● Input
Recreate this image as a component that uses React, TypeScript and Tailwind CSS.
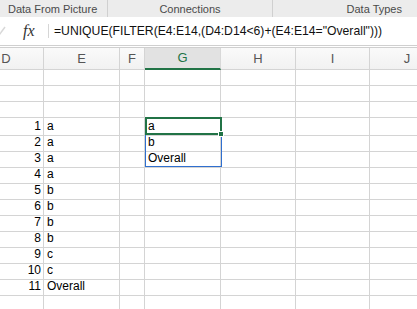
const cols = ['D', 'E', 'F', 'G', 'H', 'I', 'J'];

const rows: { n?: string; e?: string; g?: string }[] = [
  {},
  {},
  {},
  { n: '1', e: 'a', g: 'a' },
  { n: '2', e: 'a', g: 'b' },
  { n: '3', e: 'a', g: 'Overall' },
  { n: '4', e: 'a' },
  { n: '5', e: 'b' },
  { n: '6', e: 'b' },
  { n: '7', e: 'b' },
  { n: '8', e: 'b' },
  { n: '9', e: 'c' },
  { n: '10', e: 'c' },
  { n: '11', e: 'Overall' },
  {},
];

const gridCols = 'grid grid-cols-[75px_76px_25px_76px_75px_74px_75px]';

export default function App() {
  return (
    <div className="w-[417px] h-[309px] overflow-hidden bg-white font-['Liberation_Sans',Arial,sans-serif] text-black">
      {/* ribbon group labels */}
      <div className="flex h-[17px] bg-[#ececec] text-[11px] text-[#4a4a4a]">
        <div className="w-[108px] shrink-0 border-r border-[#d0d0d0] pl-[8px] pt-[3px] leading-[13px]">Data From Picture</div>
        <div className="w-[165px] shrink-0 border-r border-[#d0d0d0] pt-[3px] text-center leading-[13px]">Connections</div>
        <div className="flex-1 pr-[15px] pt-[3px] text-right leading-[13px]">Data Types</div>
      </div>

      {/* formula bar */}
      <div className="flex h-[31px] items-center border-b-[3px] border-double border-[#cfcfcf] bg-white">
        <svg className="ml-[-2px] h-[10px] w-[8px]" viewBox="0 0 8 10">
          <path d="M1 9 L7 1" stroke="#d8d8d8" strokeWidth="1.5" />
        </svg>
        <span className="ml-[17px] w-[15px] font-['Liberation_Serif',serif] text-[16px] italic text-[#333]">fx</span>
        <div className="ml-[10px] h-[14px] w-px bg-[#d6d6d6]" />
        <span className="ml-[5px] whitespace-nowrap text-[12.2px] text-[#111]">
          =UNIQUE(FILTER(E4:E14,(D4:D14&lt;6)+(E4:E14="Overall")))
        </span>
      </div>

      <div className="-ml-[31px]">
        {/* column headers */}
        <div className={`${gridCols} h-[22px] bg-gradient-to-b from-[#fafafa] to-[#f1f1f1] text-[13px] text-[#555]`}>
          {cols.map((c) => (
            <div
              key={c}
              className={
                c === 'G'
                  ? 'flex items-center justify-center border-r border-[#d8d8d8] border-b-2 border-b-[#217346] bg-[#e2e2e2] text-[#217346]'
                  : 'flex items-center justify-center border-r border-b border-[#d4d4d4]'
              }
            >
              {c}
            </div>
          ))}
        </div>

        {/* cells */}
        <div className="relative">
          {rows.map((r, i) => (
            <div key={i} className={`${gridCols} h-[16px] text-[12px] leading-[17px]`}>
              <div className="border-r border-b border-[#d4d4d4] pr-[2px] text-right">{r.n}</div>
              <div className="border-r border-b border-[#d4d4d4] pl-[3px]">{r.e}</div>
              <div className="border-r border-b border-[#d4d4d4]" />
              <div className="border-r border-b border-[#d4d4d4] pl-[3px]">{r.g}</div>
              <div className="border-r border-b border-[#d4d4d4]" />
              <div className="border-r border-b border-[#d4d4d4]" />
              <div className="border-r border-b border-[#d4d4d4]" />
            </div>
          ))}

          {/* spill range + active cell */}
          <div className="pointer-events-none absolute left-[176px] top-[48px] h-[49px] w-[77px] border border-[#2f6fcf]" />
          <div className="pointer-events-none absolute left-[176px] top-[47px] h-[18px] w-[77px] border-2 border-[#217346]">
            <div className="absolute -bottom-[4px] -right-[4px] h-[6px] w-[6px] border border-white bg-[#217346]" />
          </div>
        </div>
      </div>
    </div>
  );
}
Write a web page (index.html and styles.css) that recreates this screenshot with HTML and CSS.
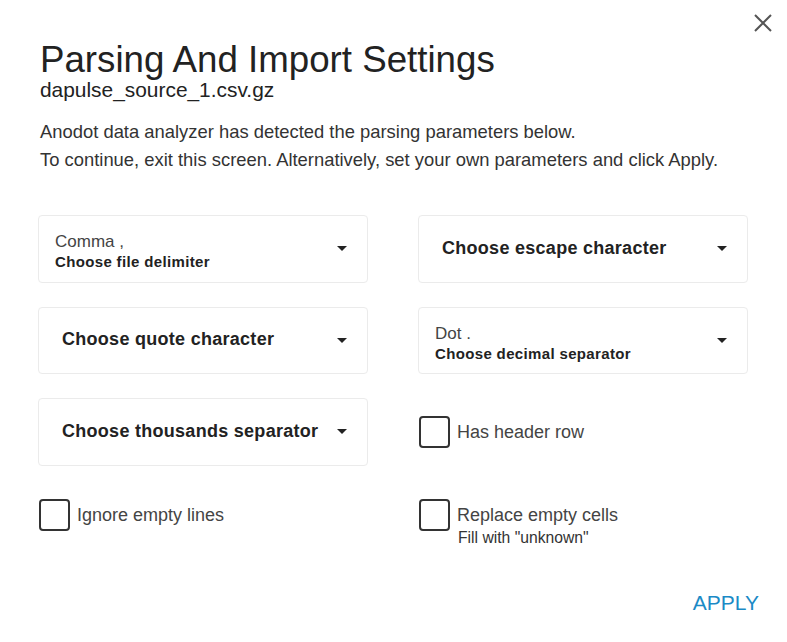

● Short task
All of the material above should be reproduced exactly, except the pictures.

● Written reply
Recreate this image as a component that uses React, TypeScript and Tailwind CSS.
const cols = ['D', 'E', 'F', 'G', 'H', 'I', 'J'];

const rows: { n?: string; e?: string; g?: string }[] = [
  {},
  {},
  {},
  { n: '1', e: 'a', g: 'a' },
  { n: '2', e: 'a', g: 'b' },
  { n: '3', e: 'a', g: 'Overall' },
  { n: '4', e: 'a' },
  { n: '5', e: 'b' },
  { n: '6', e: 'b' },
  { n: '7', e: 'b' },
  { n: '8', e: 'b' },
  { n: '9', e: 'c' },
  { n: '10', e: 'c' },
  { n: '11', e: 'Overall' },
  {},
];

const gridCols = 'grid grid-cols-[75px_76px_25px_76px_75px_74px_75px]';

export default function App() {
  return (
    <div className="w-[417px] h-[309px] overflow-hidden bg-white font-['Liberation_Sans',Arial,sans-serif] text-black">
      {/* ribbon group labels */}
      <div className="flex h-[17px] bg-[#ececec] text-[11px] text-[#4a4a4a]">
        <div className="w-[108px] shrink-0 border-r border-[#d0d0d0] pl-[8px] pt-[3px] leading-[13px]">Data From Picture</div>
        <div className="w-[165px] shrink-0 border-r border-[#d0d0d0] pt-[3px] text-center leading-[13px]">Connections</div>
        <div className="flex-1 pr-[15px] pt-[3px] text-right leading-[13px]">Data Types</div>
      </div>

      {/* formula bar */}
      <div className="flex h-[31px] items-center border-b-[3px] border-double border-[#cfcfcf] bg-white">
        <svg className="ml-[-2px] h-[10px] w-[8px]" viewBox="0 0 8 10">
          <path d="M1 9 L7 1" stroke="#d8d8d8" strokeWidth="1.5" />
        </svg>
        <span className="ml-[17px] w-[15px] font-['Liberation_Serif',serif] text-[16px] italic text-[#333]">fx</span>
        <div className="ml-[10px] h-[14px] w-px bg-[#d6d6d6]" />
        <span className="ml-[5px] whitespace-nowrap text-[12.2px] text-[#111]">
          =UNIQUE(FILTER(E4:E14,(D4:D14&lt;6)+(E4:E14="Overall")))
        </span>
      </div>

      <div className="-ml-[31px]">
        {/* column headers */}
        <div className={`${gridCols} h-[22px] bg-gradient-to-b from-[#fafafa] to-[#f1f1f1] text-[13px] text-[#555]`}>
          {cols.map((c) => (
            <div
              key={c}
              className={
                c === 'G'
                  ? 'flex items-center justify-center border-r border-[#d8d8d8] border-b-2 border-b-[#217346] bg-[#e2e2e2] text-[#217346]'
                  : 'flex items-center justify-center border-r border-b border-[#d4d4d4]'
              }
            >
              {c}
            </div>
          ))}
        </div>

        {/* cells */}
        <div className="relative">
          {rows.map((r, i) => (
            <div key={i} className={`${gridCols} h-[16px] text-[12px] leading-[17px]`}>
              <div className="border-r border-b border-[#d4d4d4] pr-[2px] text-right">{r.n}</div>
              <div className="border-r border-b border-[#d4d4d4] pl-[3px]">{r.e}</div>
              <div className="border-r border-b border-[#d4d4d4]" />
              <div className="border-r border-b border-[#d4d4d4] pl-[3px]">{r.g}</div>
              <div className="border-r border-b border-[#d4d4d4]" />
              <div className="border-r border-b border-[#d4d4d4]" />
              <div className="border-r border-b border-[#d4d4d4]" />
            </div>
          ))}

          {/* spill range + active cell */}
          <div className="pointer-events-none absolute left-[176px] top-[48px] h-[49px] w-[77px] border border-[#2f6fcf]" />
          <div className="pointer-events-none absolute left-[176px] top-[47px] h-[18px] w-[77px] border-2 border-[#217346]">
            <div className="absolute -bottom-[4px] -right-[4px] h-[6px] w-[6px] border border-white bg-[#217346]" />
          </div>
        </div>
      </div>
    </div>
  );
}
Write a web page (index.html and styles.css) that recreates this screenshot with HTML and CSS.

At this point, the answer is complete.